You may already know this, but sheep are the vulnerable adults of the animal kingdom. They are epically poor at making good decisions. Left to their own devices they will eat themselves to death, because they just don’t know when to stop. Because of their woolly coats, which weigh them down when wet, they’re picky about where they drink. They’re vulnerable to predators, and can get lost easily.

It is because they are so vulnerable that the role of shepherd is so important. It is probably because they are so vulnerable and in need of help and support that they come to know and rely on their shepherd.

It is probably because we’re all sometimes vulnerable, and can make bad decisions, and have particular needs we can’t easily meet that the metaphor of God as a Shepherd makes sense. Well, that and the Bible was written when agricultural metaphors were the most easily available and understood ones 😉

This passage from John fits easily into the explanations we have of the 23rd Psalm, where God is a shepherd. Here, Jesus is the shepherd, right? And here it is explicit that the care the shepherd gives is being willing to run INTO danger to protect the sheep while others would choose to run away. And the shepherd is the one the sheep know and trust, and no one else is. Lovely.

Perhaps my favorite part of this passage is the end where Jesus claims there are other flocks who also listen to his voice, and it is his intention to bring them together. That sounds right- that there are others who also know love and also are loved and that Jesus is able to offer care for more individuals than we might have thought possible.

I adore, too, the intimacy of the passage, the reminder that a shepherd and their sheep KNOW EACH OTHER well, and know each other’s voices, and respond to each other. That fits, because humans and sheep are all mammals and mammals are all about connecting to each other.

It leads me to wondering about how it is we experience that kind of intimacy with the Divine. God, we say, is everywhere in everything and always around us and always available. Yet, not every moment of our lives feels saturated with the Divine, and quite often we’re too busy doing other things to connect. Or maybe God feels farther away and the connection is harder to come by.

This week I’ve been thinking about the reminders of God and God’s goodness that glimmer in the world and help us remember to connect. I’ve been thinking about it because I spent a week at camp and the whole week was just one big glimmer of wonderfulness and love, of being wrapped in creation and there being spaciousness to connect with wonderful people, and time to savor it all. But, it turns out, I came home from camp and reality as I usually experience it hit me … well, pretty fast and pretty hard and I was disoriented.

Because usually my life involves bearing witness to a lot of pain, and a lot of our society’s brokenness and when I came back to that with my guard down it HURT. (Which is also good, I think, but that’s for another day.)

And yet, my guard needs to come down sometimes.
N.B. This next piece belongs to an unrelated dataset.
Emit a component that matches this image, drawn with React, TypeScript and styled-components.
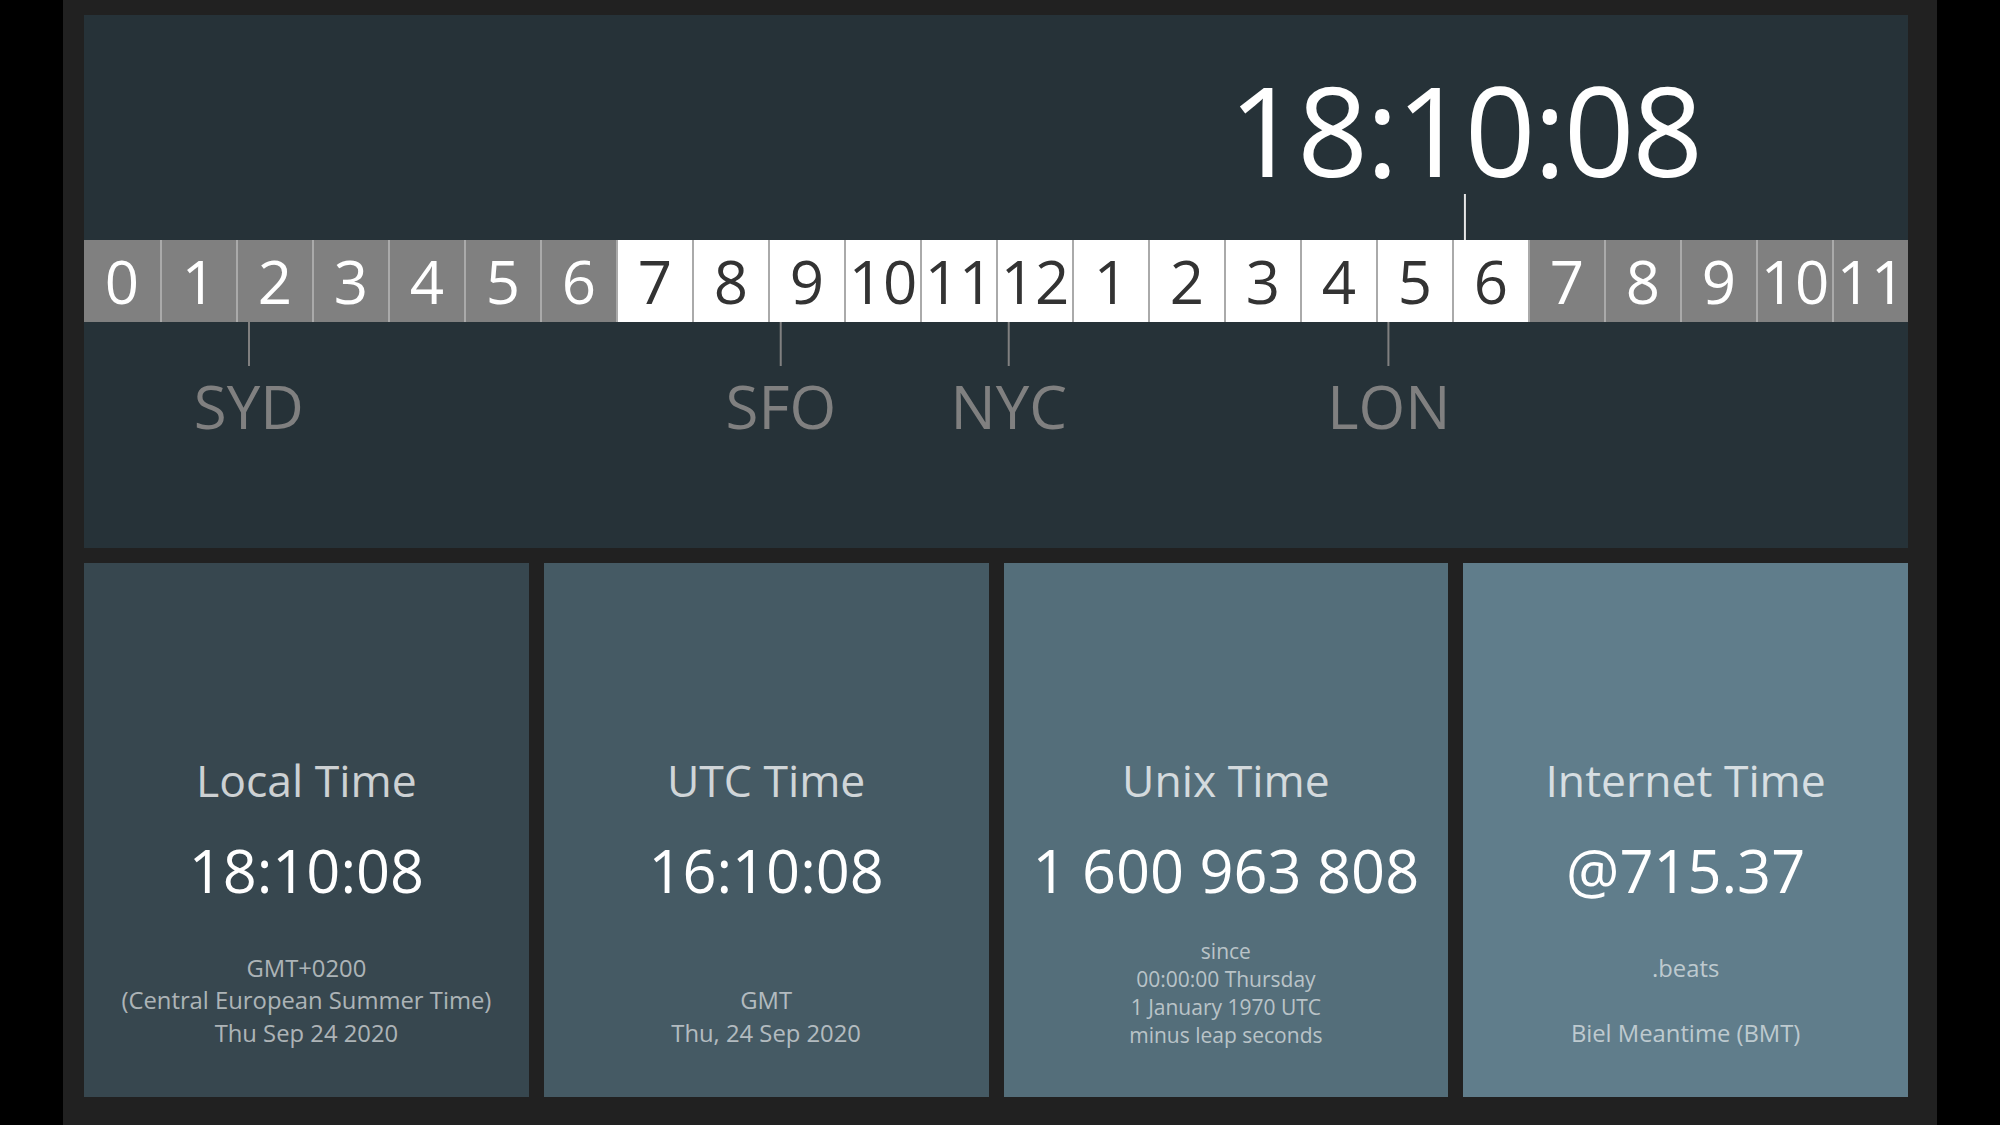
import React from 'react'
import styled, { createGlobalStyle } from 'styled-components'

const GlobalStyle = createGlobalStyle`
  html, body {
    margin: 0;
    padding: 0;
    background: #000;
  }
  body {
    font-family: 'Open Sans', 'Noto Sans', sans-serif;
    -webkit-font-smoothing: antialiased;
  }
`

const Frame = styled.main`
  box-sizing: border-box;
  width: 1874px;
  height: 1125px;
  margin-left: 63px;
  padding: 15px 29px 28px 21px;
  background: #212121;
  display: grid;
  grid-template-rows: 533px 1fr;
  row-gap: 15px;
`

const Timeline = styled.section`
  background: #263238;
  display: grid;
  grid-template-rows: 225px 82px 1fr;
`

const Lane = styled.div`
  position: relative;
`

const HourBar = styled.div`
  display: grid;
  grid-template-columns: repeat(24, 1fr);
`

const Hour = styled.div<{ $day: boolean }>`
  box-sizing: border-box;
  display: flex;
  align-items: center;
  justify-content: center;
  background: ${({ $day }) => ($day ? '#ffffff' : '#808080')};
  color: ${({ $day }) => ($day ? '#333333' : '#ffffff')};
  font-size: 60px;
  line-height: 1;

  & + & {
    border-left: 2px solid #aaaaaa;
  }
`

const NowMarker = styled.div`
  position: absolute;
  bottom: 0;
  transform: translateX(-50%);
  display: flex;
  flex-direction: column;
  align-items: center;
`

const NowTime = styled.div`
  font-size: 124px;
  line-height: 1;
  letter-spacing: -2.3px;
  color: #ffffff;
  margin-bottom: 3px;
  white-space: nowrap;
`

const NowTick = styled.div`
  width: 2px;
  height: 46px;
  background: #e6e6e6;
`

const CityPin = styled.div`
  position: absolute;
  top: 0;
  transform: translateX(-50%);
  display: flex;
  flex-direction: column;
  align-items: center;
`

const CityTick = styled.div`
  width: 2px;
  height: 44px;
  background: #808080;
`

const CityName = styled.div`
  margin-top: 10px;
  font-size: 60px;
  line-height: 1;
  color: #808080;
`

const Cards = styled.section`
  display: grid;
  grid-template-columns: repeat(4, 1fr);
  column-gap: 15px;
`

const Card = styled.div<{ $bg: string }>`
  background: ${({ $bg }) => $bg};
  display: flex;
  flex-direction: column;
  align-items: center;
  justify-content: flex-end;
  padding-bottom: 48px;
  text-align: center;
`

const CardTitle = styled.div`
  font-size: 44.5px;
  line-height: 54px;
  color: rgba(255, 255, 255, 0.75);
`

const CardValue = styled.div`
  margin-top: 26px;
  font-size: 59.5px;
  line-height: 73px;
  color: #ffffff;
  white-space: nowrap;
`

const CardNote = styled.div<{ $small?: boolean }>`
  margin-top: 31px;
  height: 112px;
  display: flex;
  flex-direction: column;
  justify-content: flex-end;
  font-size: ${({ $small }) => ($small ? 21 : 23.8)}px;
  line-height: ${({ $small }) => ($small ? 28 : 32.5)}px;
  color: rgba(255, 255, 255, 0.6);
`

// frozen moment of the screenshot
const UTC = { h: 16, m: 10, s: 8 }
const LOCAL_OFFSET = 2

const cities = [
  { name: 'SYD', offset: 10 },
  { name: 'SFO', offset: -7 },
  { name: 'NYC', offset: -4 },
  { name: 'LON', offset: 1 },
]

const dayFraction = (offset: number) => {
  const h = (UTC.h + offset + 24) % 24
  return (h + UTC.m / 60 + UTC.s / 3600) / 24
}

const hourLabel = (i: number) => (i > 12 ? i - 12 : i)

const cards = [
  {
    bg: '#37474f',
    title: 'Local Time',
    value: '18:10:08',
    note: ['GMT+0200', '(Central European Summer Time)', 'Thu Sep 24 2020'],
  },
  {
    bg: '#455a64',
    title: 'UTC Time',
    value: '16:10:08',
    note: ['GMT', 'Thu, 24 Sep 2020'],
  },
  {
    bg: '#546e7a',
    title: 'Unix Time',
    value: '1 600 963 808',
    note: ['since', '00:00:00 Thursday', '1 January 1970 UTC', 'minus leap seconds'],
    small: true,
  },
  {
    bg: '#607d8b',
    title: 'Internet Time',
    value: '@715.37',
    note: ['.beats', '\u00a0', 'Biel Meantime (BMT)'],
  },
]

export default function App() {
  const now = dayFraction(LOCAL_OFFSET)

  return (
    <>
      <GlobalStyle />
      <Frame>
        <Timeline>
          <Lane>
            <NowMarker style={{ left: `${now * 100}%` }}>
              <NowTime>18:10:08</NowTime>
              <NowTick />
            </NowMarker>
          </Lane>
          <HourBar>
            {Array.from({ length: 24 }, (_, i) => (
              <Hour key={i} $day={i >= 7 && i <= 18}>
                {hourLabel(i)}
              </Hour>
            ))}
          </HourBar>
          <Lane>
            {cities.map(c => (
              <CityPin key={c.name} style={{ left: `${dayFraction(c.offset) * 100}%` }}>
                <CityTick />
                <CityName>{c.name}</CityName>
              </CityPin>
            ))}
          </Lane>
        </Timeline>
        <Cards>
          {cards.map(c => (
            <Card key={c.title} $bg={c.bg}>
              <CardTitle>{c.title}</CardTitle>
              <CardValue>{c.value}</CardValue>
              <CardNote $small={c.small}>
                {c.note.map((line, i) => (
                  <div key={i}>{line}</div>
                ))}
              </CardNote>
            </Card>
          ))}
        </Cards>
      </Frame>
    </>
  )
}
And sometimes I need to take a walk with dear ones and marvel over the many colors of mushrooms growing in the woods, or watch a beaver swim with a big branch, or just sit and watch a rainstorm come by from a dry porch, or talk about scripture with people who just love it. (Camp. WOW.)

So I’ve been thinking about joy, and where to access it. And I’ve been thinking about hope and where to access it. Because I don’t think that the injustices of the world or the pain that humans experience are about to stop, but I don’t want those to be the ONLY things that get my attention.

And that’s where “glimmers” come in. I shared this on the church’s Facebook page:

Did you know about glimmers?

Glimmer is the opposite of a trigger. Like a micro moment that makes you happier, a little moment of awe, something that makes you feel hope. Once you start looking for them and embracing them, your life feels so much sweeter.

I’m actually going to take that a bit further though. I think a glimmer is a glimpse of God, or God’s love, or God’s goodness, or God’s desire for us to live full and abundant lives. And they’re reminders that we can trust in God and God is with us – like John says.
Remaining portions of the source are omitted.